ISTANBUL, November 6, 2012 - The US$7.2 billion Climate Investment Funds (CIF) wrapped up week-long meetings here today with over US$500 million in financing allocated by the Trust Fund Committees and Sub-Committees for building climate resilience and disaster preparedness, REDD+, and clean technologies in developing countries.
Turkish Deputy Prime Minister Ali Babacan addressed the multi-stakeholder CIF Partnership Forum this morning to kick off two days of knowledge exchange following the governing body meetings. “Financial resources need to be scaled up immediately and substantially to support mitigation and adaptation activities in developing countries. Time is ticking away… we should not let the battle against climate change stand still,” he urged in his video statement.
Turkey has already tapped CIF Clean Technology Fund (CTF) financing of US$250 million to help it reach its goal of doubling renewable energy capacity by 2020. Turkey’s CTF investment plan is expected to leverage an additional US$2.25 billion for investments in energy efficiency, renewable energy and smart grid upgrades to facilitate greater integration of renewable energy into its economy.
“Climate change is throwing obstacles onto our development path,” said Turkish Minister of Development Cevdet Yilmaz. “The CIF support has allowed us to put into motion a virtuous cycle of driving down the costs of renewable technologies, building our energy security and reducing our greenhouse gas emissions, all of which will make us more competitive and boost our growth even in the face of climate change.” Turkey was given a green light for a second phase of funding of US$140 million to ramp up its clean energy and energy efficiency investments.
The European Bank for Reconstruction and Development co-hosted the Forum. “We have invested €10 billion, of which €1 billion in Turkey, in sustainable energy projects in our countries of operations. We do this because it is good for the planet, but it is also good for businesses and growth,” said EBRD Acting Vice President for Operational Policies, Hans Peter Lankes.

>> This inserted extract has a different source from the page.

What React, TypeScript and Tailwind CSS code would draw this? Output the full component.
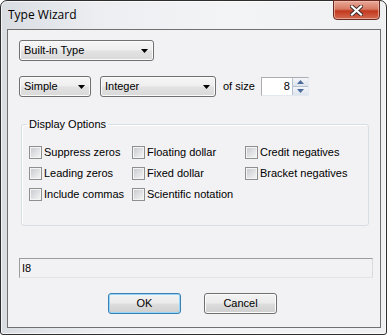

Under the Pilot Program for Climate Resilience (PPCR), Papua New Guinea was allocated US$25 million of grant financing which will be used in collaboration with the Asian Development Bank and others, to build disaster preparedness of communities on vulnerable islands, increase food security through investments in fishing communities, food processing and storage facilities, and climate-proof ports, roads and other critical infrastructure. Also under the PPCR, an additional US$88 million was allocated to the 16 pilot countries, and US$46 million set aside for allocation in a competitive manner to projects that will engage the private sector.
Under the Forest Investment Program (FIP), Burkina Faso was allocated US$30 million, Ghana US$50 million and Indonesia US$70 million for the sustainable management of forests through REDD+ activities, including agroforestry and sustainable agriculture. Under the Program for Scaling up Renewable Energy in Low Income Countries (SREP), Maldives was allocated US$30 million to bolster renewable energy production by 26MW for greater Malé and 30 outlying islands.
Ahmed Saleem, Permanent Secretary, Ministry of Environment and Energy of Maldives was confident, “We are using the CIF support to show the world that island populations can rely entirely on renewable energy sources, and to reach our goal of becoming carbon neutral by 2020.”
In addition, under the SREP, US$50 million was also set aside for allocation through a competitive process to projects engaging the private sector.
The CIF have received some US$7.2 billion in contributions from 14 donors to date, and have programmed over US$6 billion for 48 developing countries, with over 200 projects already financed. Demand currently far outstrips supply; over 70 additional developing countries have expressed interest in accessing CIF financing. The governing bodies meetings welcomed announcements of additional donor support of US$25 million from Sweden and US$6 million from Switzerland for the Program for Scaling Up Renewable Energy in Low Income Countries (SREP).
The two-day Partnership Forum and associated meetings have brought together over 400 representatives of governments, civil society, indigenous peoples, the private sector, multilateral development banks and U.N. agencies to learn from each other about implementing their CIF programs, and to contribute to deepening global understanding of the linkages between climate change and development as they have been addressed within the CIF context.
CIF financing is channeled to countries through the public and private sector arms of the five multilateral development banks – the African Development Bank, the Asian Development Bank, the European Bank for Reconstruction and Development, the Inter-American Development Bank and the World Bank Group. A mix of grants, highly concessional and near-zero interest credits, and risk mitigation instruments from the CIF are expected to leverage over US$43 billion in co-financing.